● Problem description
Copy out the listing in full, exactly as written, but not its pictures.
________________________
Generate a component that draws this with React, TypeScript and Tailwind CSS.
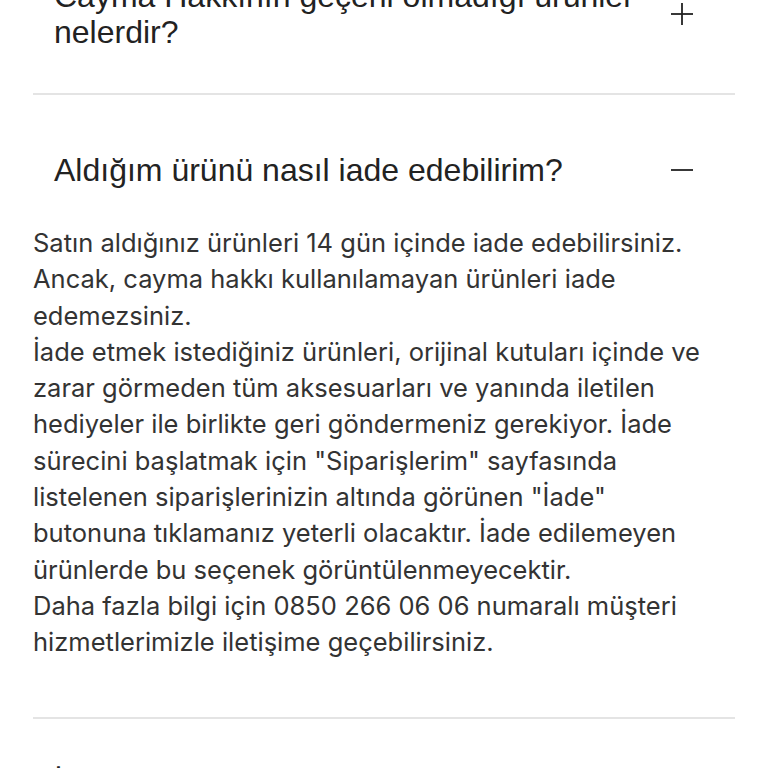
const body = [
  "Satın aldığınız ürünleri 14 gün içinde iade edebilirsiniz. Ancak, cayma hakkı kullanılamayan ürünleri iade edemezsiniz.",
  'İade etmek istediğiniz ürünleri, orijinal kutuları içinde ve zarar görmeden tüm aksesuarları ve yanında iletilen hediyeler ile birlikte geri göndermeniz gerekiyor. İade sürecini başlatmak için "Siparişlerim" sayfasında listelenen siparişlerinizin altında görünen "İade" butonuna tıklamanız yeterli olacaktır. İade edilemeyen ürünlerde bu seçenek görüntülenmeyecektir.',
  "Daha fazla bilgi için 0850 266 06 06 numaralı müşteri hizmetlerimizle iletişime geçebilirsiniz.",
];

function Toggle({ open }: { open?: boolean }) {
  return (
    <svg viewBox="0 0 22 22" className="h-[22px] w-[22px] shrink-0 text-[#222]" fill="none" stroke="currentColor" strokeWidth={1.8}>
      <line x1="0" y1="11" x2="22" y2="11" />
      {!open && <line x1="11" y1="0" x2="11" y2="22" />}
    </svg>
  );
}

function Header({ title, open }: { title: string; open?: boolean }) {
  return (
    <button
      type="button"
      className="flex w-full items-center justify-between pl-[21px] pr-[42px] text-left"
    >
      <span className="max-w-[590px] font-['Liberation_Sans',sans-serif] text-[32px] leading-[36px] text-[#222]">
        {title}
      </span>
      <Toggle open={open} />
    </button>
  );
}

export default function App() {
  return (
    <div className="h-[768px] overflow-hidden bg-white font-['Inter',sans-serif]">
      <div className="-mt-[67px] px-[33px]">
        <div className="border-b-2 border-[#e4e4e4] pt-[45px] pb-[43px]">
          <Header title="Cayma Hakkının geçerli olmadığı ürünler nelerdir?" />
        </div>

        <div className="border-b-2 border-[#e4e4e4] pt-[57px] pb-[56px]">
          <Header title="Aldığım ürünü nasıl iade edebilirim?" open />
          <div className="mt-[37px] pr-[20px] text-[25.5px] leading-[36.3px] text-[#333]">
            {body.map((p, i) => (
              <p key={i}>{p}</p>
            ))}
          </div>
        </div>

        <div className="border-b-2 border-[#e4e4e4] pt-[46px] pb-[43px]">
          <Header title="İade ettiğim ürünün ücreti ne zaman hesabıma geçer?" />
        </div>
      </div>
    </div>
  );
}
________________________
● Written reply
Generate a component that draws this with React, TypeScript and Tailwind CSS.
const body = [
  "Satın aldığınız ürünleri 14 gün içinde iade edebilirsiniz. Ancak, cayma hakkı kullanılamayan ürünleri iade edemezsiniz.",
  'İade etmek istediğiniz ürünleri, orijinal kutuları içinde ve zarar görmeden tüm aksesuarları ve yanında iletilen hediyeler ile birlikte geri göndermeniz gerekiyor. İade sürecini başlatmak için "Siparişlerim" sayfasında listelenen siparişlerinizin altında görünen "İade" butonuna tıklamanız yeterli olacaktır. İade edilemeyen ürünlerde bu seçenek görüntülenmeyecektir.',
  "Daha fazla bilgi için 0850 266 06 06 numaralı müşteri hizmetlerimizle iletişime geçebilirsiniz.",
];

function Toggle({ open }: { open?: boolean }) {
  return (
    <svg viewBox="0 0 22 22" className="h-[22px] w-[22px] shrink-0 text-[#222]" fill="none" stroke="currentColor" strokeWidth={1.8}>
      <line x1="0" y1="11" x2="22" y2="11" />
      {!open && <line x1="11" y1="0" x2="11" y2="22" />}
    </svg>
  );
}

function Header({ title, open }: { title: string; open?: boolean }) {
  return (
    <button
      type="button"
      className="flex w-full items-center justify-between pl-[21px] pr-[42px] text-left"
    >
      <span className="max-w-[590px] font-['Liberation_Sans',sans-serif] text-[32px] leading-[36px] text-[#222]">
        {title}
      </span>
      <Toggle open={open} />
    </button>
  );
}

export default function App() {
  return (
    <div className="h-[768px] overflow-hidden bg-white font-['Inter',sans-serif]">
      <div className="-mt-[67px] px-[33px]">
        <div className="border-b-2 border-[#e4e4e4] pt-[45px] pb-[43px]">
          <Header title="Cayma Hakkının geçerli olmadığı ürünler nelerdir?" />
        </div>

        <div className="border-b-2 border-[#e4e4e4] pt-[57px] pb-[56px]">
          <Header title="Aldığım ürünü nasıl iade edebilirim?" open />
          <div className="mt-[37px] pr-[20px] text-[25.5px] leading-[36.3px] text-[#333]">
            {body.map((p, i) => (
              <p key={i}>{p}</p>
            ))}
          </div>
        </div>

        <div className="border-b-2 border-[#e4e4e4] pt-[46px] pb-[43px]">
          <Header title="İade ettiğim ürünün ücreti ne zaman hesabıma geçer?" />
        </div>
      </div>
    </div>
  );
}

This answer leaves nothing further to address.